From a666ddd16b8b3bd38a94a15d27060ba0d4dcf8b7 Mon Sep 17 00:00:00 2001
From: =?UTF-8?q?Mike=20F=C3=A4hrmann?= <mike_faehrmann@web.de>
Date: Fri, 7 Sep 2018 18:32:45 +0200
Subject: [PATCH] [tumblr] extend 'reblogs' functionality (#103)

Setting 'reblogs' to "deleted" will check if the parent post of a
reblog has been deleted and download its media content if that is the
case, otherwise it will be skipped.

This is a rather costly operation (1 API request per reblogged post)
and should therefore be used with care.
---
 docs/configuration.rst         | 10 +++++++---
 gallery_dl/extractor/tumblr.py | 15 ++++++++++++++-
 2 files changed, 21 insertions(+), 4 deletions(-)

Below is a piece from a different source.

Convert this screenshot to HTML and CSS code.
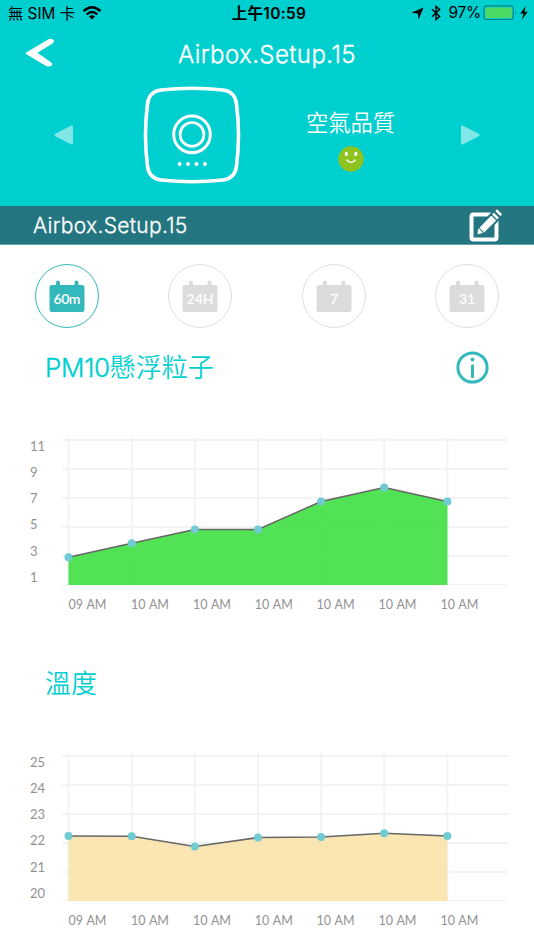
FILE: index.html
```html
<!DOCTYPE html>
<html lang="zh-Hant">
<head>
<meta charset="utf-8">
<title>Airbox.Setup.15</title>
<link rel="stylesheet" href="styles.css">
</head>
<body>
<header class="header">
  <div class="status">
    <div class="status-left"><span class="carrier">無 SIM 卡</span>
      <svg class="wifi" width="20" height="14" viewBox="0 0 20 14"><g fill="none" stroke="#000" stroke-width="2.500"><path d="M1.500 5.200Q10-2.600 18.500 5.200"/><path d="M4.600 8.400Q10 3.600 15.400 8.400"/></g><path d="M7 10.600Q10 8 13 10.600L10 13.600Z"/></svg>
    </div>
    <div class="clock">上午10:59</div>
    <div class="status-right">
      <svg width="13" height="13" viewBox="0 0 13 13"><path d="M12.500.500 7.600 12.600 6.800 6.400.300 5.800Z"/></svg>
      <svg class="bluetooth" width="10" height="16" viewBox="0 0 10 16"><path d="M1 4.300 8.600 11.400 5 14.600V1.400L8.600 4.600 1 11.700" fill="none" stroke="#000" stroke-width="1.400"/></svg>
      <span class="percent">97%</span>
      <svg class="battery" width="34" height="16" viewBox="0 0 34 16"><rect x=".9" y=".9" width="29.400" height="13.600" rx="3" fill="none" stroke="#078486" stroke-width="1.200"/><rect x="2.300" y="2.400" width="26.600" height="10.600" rx="1.600" fill="#4cd964"/><path d="M32 5.300q1.600 2.400 0 4.800z" fill="#078486"/></svg>
      <svg class="bolt" width="8" height="14" viewBox="0 0 8 14"><path d="M5.600.300.300 7.600H3.500L2 13.400 7.700 5.700H4.400Z"/></svg>
    </div>
  </div>
  <div class="nav">
    <svg class="back" width="30" height="30" viewBox="0 0 30 30"><path d="M2.200 14.600 25 1Q28.500-.1 30 2.800 30 4.700 28.600 5.400L13.400 14.800 27 24.300Q29 26 27.600 27.600 25.500 29.200 22.500 28.300L2.400 16.300Q1.300 15.400 2.200 14.600Z" fill="#fff"/></svg>
    <h1 class="nav-title">Airbox.Setup.15</h1>
  </div>
  <div class="device">
    <svg class="arrow" width="22" height="22" viewBox="0 0 22 22"><path d="M3 11 18.500 3v16Z" fill="#80e7e7" stroke="#80e7e7" stroke-width="3" stroke-linejoin="round"/></svg>
    <svg class="airbox" width="98" height="98" viewBox="0 0 98 98"><g fill="none" stroke="#fff"><path stroke-width="3.600" d="M18 4Q49 .500 80 4Q92 5.500 93.500 18Q97.500 49 93.500 80Q92 92.500 80 94Q49 97.500 18 94Q6 92.500 4.500 80Q.500 49 4.500 18Q6 5.500 18 4Z"/><circle cx="49" cy="48.400" r="18.300" stroke-width="3"/><circle cx="49" cy="48.400" r="11.900" stroke-width="2.700"/></g><g fill="#fff"><circle cx="36.600" cy="78" r="2"/><circle cx="45" cy="78" r="2"/><circle cx="53.500" cy="78" r="2"/><circle cx="62" cy="78" r="2"/></g></svg>
    <div class="quality">
      <div class="quality-label">空氣品質</div>
      <svg width="26" height="26" viewBox="0 0 26 26"><circle cx="13" cy="13" r="12.700" fill="#8fc31f"/><ellipse cx="8.300" cy="7.900" rx="1.600" ry="2.100" fill="#fff"/><ellipse cx="17.800" cy="7.900" rx="1.600" ry="2.100" fill="#fff"/><path d="M8.500 13.600q4.500 6 9 0" fill="none" stroke="#fff" stroke-width="1.500"/></svg>
    </div>
    <svg class="arrow" width="22" height="22" viewBox="0 0 22 22"><path d="M19 11 3.500 3v16Z" fill="#80e7e7" stroke="#80e7e7" stroke-width="3" stroke-linejoin="round"/></svg>
  </div>
</header>
<div class="namebar">
  <span class="name">Airbox.Setup.15</span>
  <svg class="edit" width="34" height="34" viewBox="0 0 34 34"><rect x="2.500" y="6.500" width="25" height="25" rx="2" fill="none" stroke="#fff" stroke-width="4"/><path d="M8 27 9.500 18 24.500 2 33 9.500 16 26.500Z" fill="#237580"/><path d="M8.800 25.800 9.800 20.800 13.500 24.700Z M10.800 19.800 22.300 8 26.800 12.500 15.200 24Z" fill="#fff" stroke="#fff" stroke-width=".8"/><path d="M24 5.600 29 10.600M27.200 2.200 32.200 7.200" stroke="#fff" stroke-width="2.600"/></svg>
</div>
<nav class="periods">
  <div class="period active"><svg width="36" height="32" viewBox="0 0 36 32"><rect x=".5" y="5" width="35" height="27" rx="2.500"/><rect x="7" y=".5" width="4" height="8" rx="2"/><rect x="25.500" y=".5" width="4" height="8" rx="2"/><text x="18" y="24.300" textLength="27">60m</text></svg></div>
  <div class="period"><svg width="36" height="32" viewBox="0 0 36 32"><rect x=".5" y="5" width="35" height="27" rx="2.500"/><rect x="7" y=".5" width="4" height="8" rx="2"/><rect x="25.500" y=".5" width="4" height="8" rx="2"/><text x="18" y="24.300" textLength="27">24H</text></svg></div>
  <div class="period"><svg width="36" height="32" viewBox="0 0 36 32"><rect x=".5" y="5" width="35" height="27" rx="2.500"/><rect x="7" y=".5" width="4" height="8" rx="2"/><rect x="25.500" y=".5" width="4" height="8" rx="2"/><text x="18" y="24.300">7</text></svg></div>
  <div class="period"><svg width="36" height="32" viewBox="0 0 36 32"><rect x=".5" y="5" width="35" height="27" rx="2.500"/><rect x="7" y=".5" width="4" height="8" rx="2"/><rect x="25.500" y=".5" width="4" height="8" rx="2"/><text x="18" y="24.300">31</text></svg></div>
</nav>
<main class="content">
  <section class="metric">
    <div class="metric-head">
      <h2><span class="latin">PM10</span>懸浮粒子</h2>
      <svg class="info" width="33" height="33" viewBox="0 0 33 33"><circle cx="16.500" cy="16.500" r="14.600" fill="none" stroke="#33b9bc" stroke-width="3"/><circle cx="16.500" cy="8.400" r="1.900" fill="#33b9bc"/><path d="M16.500 14.800v11" stroke="#33b9bc" stroke-width="3" stroke-linecap="round"/></svg>
    </div>
    <svg class="chart" width="534" height="196" viewBox="0 0 534 196">
      <path class="grid" d="M62 20H508M62 49H508M62 78H508M62 107H508M62 136H508M68.500 17V165M131.700 17V165M194.800 17V165M258 17V165M321.100 17V165M384.200 17V165M447.400 17V165"/><path class="grid base" d="M62 164.500H508"/>
      <path class="area green" d="M68.500 165V137.300L131.700 123.300 194.800 109.400H258L321.100 81.500 384.200 67.600 447.400 81.500V165Z"/>
      <path class="line" d="M68.500 137.300L131.700 123.300 194.800 109.400H258L321.100 81.500 384.200 67.600 447.400 81.500"/>
      <g class="dots"><circle cx="68.500" cy="137.300" r="4"/><circle cx="131.700" cy="123.300" r="4"/><circle cx="194.800" cy="109.400" r="4"/><circle cx="258" cy="109.400" r="4"/><circle cx="321.100" cy="81.500" r="4"/><circle cx="384.200" cy="67.600" r="4"/><circle cx="447.400" cy="81.500" r="4"/></g>
      <g class="labels"><text x="30" y="30.600">11</text><text x="30" y="56.600">9</text><text x="30" y="82.600">7</text><text x="30" y="108.800">5</text><text x="30" y="135.600">3</text><text x="30" y="161.600">1</text></g>
      <g class="labels times"><text x="68.500" y="188.500">09 AM</text><text x="131" y="188.500">10 AM</text><text x="193" y="188.500">10 AM</text><text x="254.800" y="188.500">10 AM</text><text x="316.600" y="188.500">10 AM</text><text x="378.500" y="188.500">10 AM</text><text x="440.400" y="188.500">10 AM</text></g>
    </svg>
  </section>
  <section class="metric">
    <div class="metric-head"><h2>溫度</h2></div>
    <svg class="chart" width="534" height="196" viewBox="0 0 534 196">
      <path class="grid" d="M62 20H508M62 49H508M62 78H508M62 107H508M62 136H508M68.500 17V165M131.700 17V165M194.800 17V165M258 17V165M321.100 17V165M384.200 17V165M447.400 17V165"/><path class="grid base" d="M62 164.500H508"/>
      <path class="area sand" d="M68.500 165V100L131.700 100.200 194.800 110.500 258 101.600 321.100 101 384.200 97.300 447.400 99.900V165Z"/>
      <path class="line" d="M68.500 100L131.700 100.200 194.800 110.500 258 101.600 321.100 101 384.200 97.300 447.400 99.900"/>
      <g class="dots"><circle cx="68.500" cy="100" r="4"/><circle cx="131.700" cy="100.200" r="4"/><circle cx="194.800" cy="110.500" r="4"/><circle cx="258" cy="101.600" r="4"/><circle cx="321.100" cy="101" r="4"/><circle cx="384.200" cy="97.300" r="4"/><circle cx="447.400" cy="99.900" r="4"/></g>
      <g class="labels"><text x="30" y="30.600">25</text><text x="30" y="56.600">24</text><text x="30" y="82.600">23</text><text x="30" y="108.800">22</text><text x="30" y="135.600">21</text><text x="30" y="161.600">20</text></g>
      <g class="labels times"><text x="68.500" y="188.500">09 AM</text><text x="131" y="188.500">10 AM</text><text x="193" y="188.500">10 AM</text><text x="254.800" y="188.500">10 AM</text><text x="316.600" y="188.500">10 AM</text><text x="378.500" y="188.500">10 AM</text><text x="440.400" y="188.500">10 AM</text></g>
    </svg>
  </section>
</main>
</body>
</html>
```
FILE: styles.css
```css
* { box-sizing: border-box; margin: 0; padding: 0; }
body { width: 534px; height: 950px; overflow: hidden; background: #fff; font-family: Inter, "Noto Sans CJK TC", sans-serif; }
svg { display: block; flex: none; }
.header { height: 206px; background: #00cfd0; color: #fff; }
.status { height: 28px; display: grid; grid-template-columns: 1fr auto 1fr; align-items: center; padding: 0 6px 2px 8px; color: #000; font-size: 16px; line-height: 28px; white-space: nowrap; }
.status-left, .status-right { display: flex; align-items: center; }
.status-left { gap: 7px; }
.status-right { justify-content: flex-end; margin-top: -2px; }
.carrier { font-size: 15.300px; }
.wifi { margin-top: -2px; }
.clock { font-weight: 600; font-size: 15.500px; letter-spacing: .3px; padding-left: 2px; }
.bluetooth { margin-left: 7px; }
.percent { margin-left: 8px; font-size: 15.500px; letter-spacing: -.3px; }
.battery { margin-left: 2px; }
.bolt { margin-left: 3px; }
.nav { height: 52px; display: grid; grid-template-columns: 54px 1fr 54px; align-items: center; }
.back { margin-left: 24px; margin-top: -2px; }
.nav-title { text-align: center; font-size: 24px; font-weight: 300; line-height: 52px; letter-spacing: .42px; padding-top: 1px; margin-bottom: -1px; -webkit-text-stroke: .4px #fff; }
.device { height: 126px; display: grid; grid-template-columns: 64px 192px 1fr 64px; padding: 0 32px; align-items: center; justify-items: center; }
.arrow { margin-bottom: 16px; }
.airbox { margin-bottom: 17px; }
.quality { width: 125px; justify-self: start; padding-bottom: 8px; display: flex; flex-direction: column; align-items: center; gap: 7px; }
.quality-label { font-size: 22.300px; font-weight: 350; line-height: 32px; }
.namebar { height: 39px; padding: 0 31px 0 33px; background: #237580; display: flex; align-items: center; justify-content: space-between; color: #fff; border-bottom: 1px solid #64a1a8; }
.name { font-size: 21px; font-weight: 300; letter-spacing: .3px; -webkit-text-stroke: .3px #fff; }
.edit { margin-bottom: 1px; }
.periods { height: 95px; padding-top: 19px; display: grid; grid-template-columns: repeat(4, 1fr); justify-items: center; align-items: start; }
.period { width: 64px; height: 64px; border: 1px solid #e0e0e0; border-radius: 50%; display: flex; justify-content: center; padding-top: 15px; fill: #dcdcdc; }
.period.active { border-color: #33b9bc; fill: #33b9bc; }
.period text { fill: #fff; font: 600 14px Lato, sans-serif; text-anchor: middle; }
.metric { height: 316px; }
.metric-head { height: 80px; padding: 11px 45px 0; display: flex; align-items: flex-start; justify-content: space-between; }
.metric-head h2 { font-size: 26px; line-height: 34px; font-weight: 350; color: #00cfd0; }
.latin { font-weight: 300; letter-spacing: -.3px; -webkit-text-stroke: .4px #00cfd0; }
.grid { fill: none; stroke: #f3f3f3; stroke-width: 2; }
.grid.base { stroke-width: 1; }
.area { fill-opacity: .9; }
.green { fill: #3fdf43; }
.sand { fill: #fae3ab; }
.line { fill: none; stroke: #666; stroke-width: 1.500; }
.dots { fill: #70cbd2; }
.labels { fill: #929292; font: 13px Lato, sans-serif; }
.times { font-size: 12.500px; word-spacing: .6px; }
```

diff --git a/docs/configuration.rst b/docs/configuration.rst
index d693b336..9cd86d8f 100644
--- a/docs/configuration.rst
+++ b/docs/configuration.rst
@@ -614,16 +614,20 @@ extractor.tumblr.inline
 =========== =====
 Type        ``bool``
 Default     ``false``
-Description Search posts for inline images.
+Description Search posts for inline images and videos.
 =========== =====
 
 
 extractor.tumblr.reblogs
 ------------------------
 =========== =====
-Type        ``bool``
+Type        ``bool`` or ``string``
 Default     ``true``
-Description Extract images from reblogged posts.
+Description * ``true``: Extract media from reblogged posts
+            * ``false``: Skip reblogged posts
+            * ``"deleted"``: Skip reblogged posts, but download from them
+              anyway if the parent post has been deleted
+              (requires 1 additional API request per reblogged post)
 =========== =====
 
 
diff --git a/gallery_dl/extractor/tumblr.py b/gallery_dl/extractor/tumblr.py
index e6eb79d1..68aa14a2 100644
--- a/gallery_dl/extractor/tumblr.py
+++ b/gallery_dl/extractor/tumblr.py
@@ -73,7 +73,7 @@ class TumblrExtractor(Extractor):
                 yield Message.Directory, blog.copy()
 
             reblog = "reblogged_from_id" in post
-            if reblog and not self.reblogs:
+            if reblog and self._skip_reblog(post):
                 continue
             post["reblogged"] = reblog
 
@@ -158,6 +158,19 @@ class TumblrExtractor(Extractor):
 
         return Message.Url, url, post
 
+    def _skip_reblog(self, post):
+        if self.reblogs != "deleted":
+            return not self.reblogs
+        match = re.match(
+            TumblrPostExtractor.pattern[0], post["reblogged_root_url"])
+        if match:
+            blog = match.group(1) or match.group(2)
+            try:
+                next(self.api.posts(blog, {"id": match.group(3)}))
+            except exception.NotFoundError:
+                return False
+        return True
+
 
 class TumblrUserExtractor(TumblrExtractor):
     """Extractor for all images from a tumblr-user"""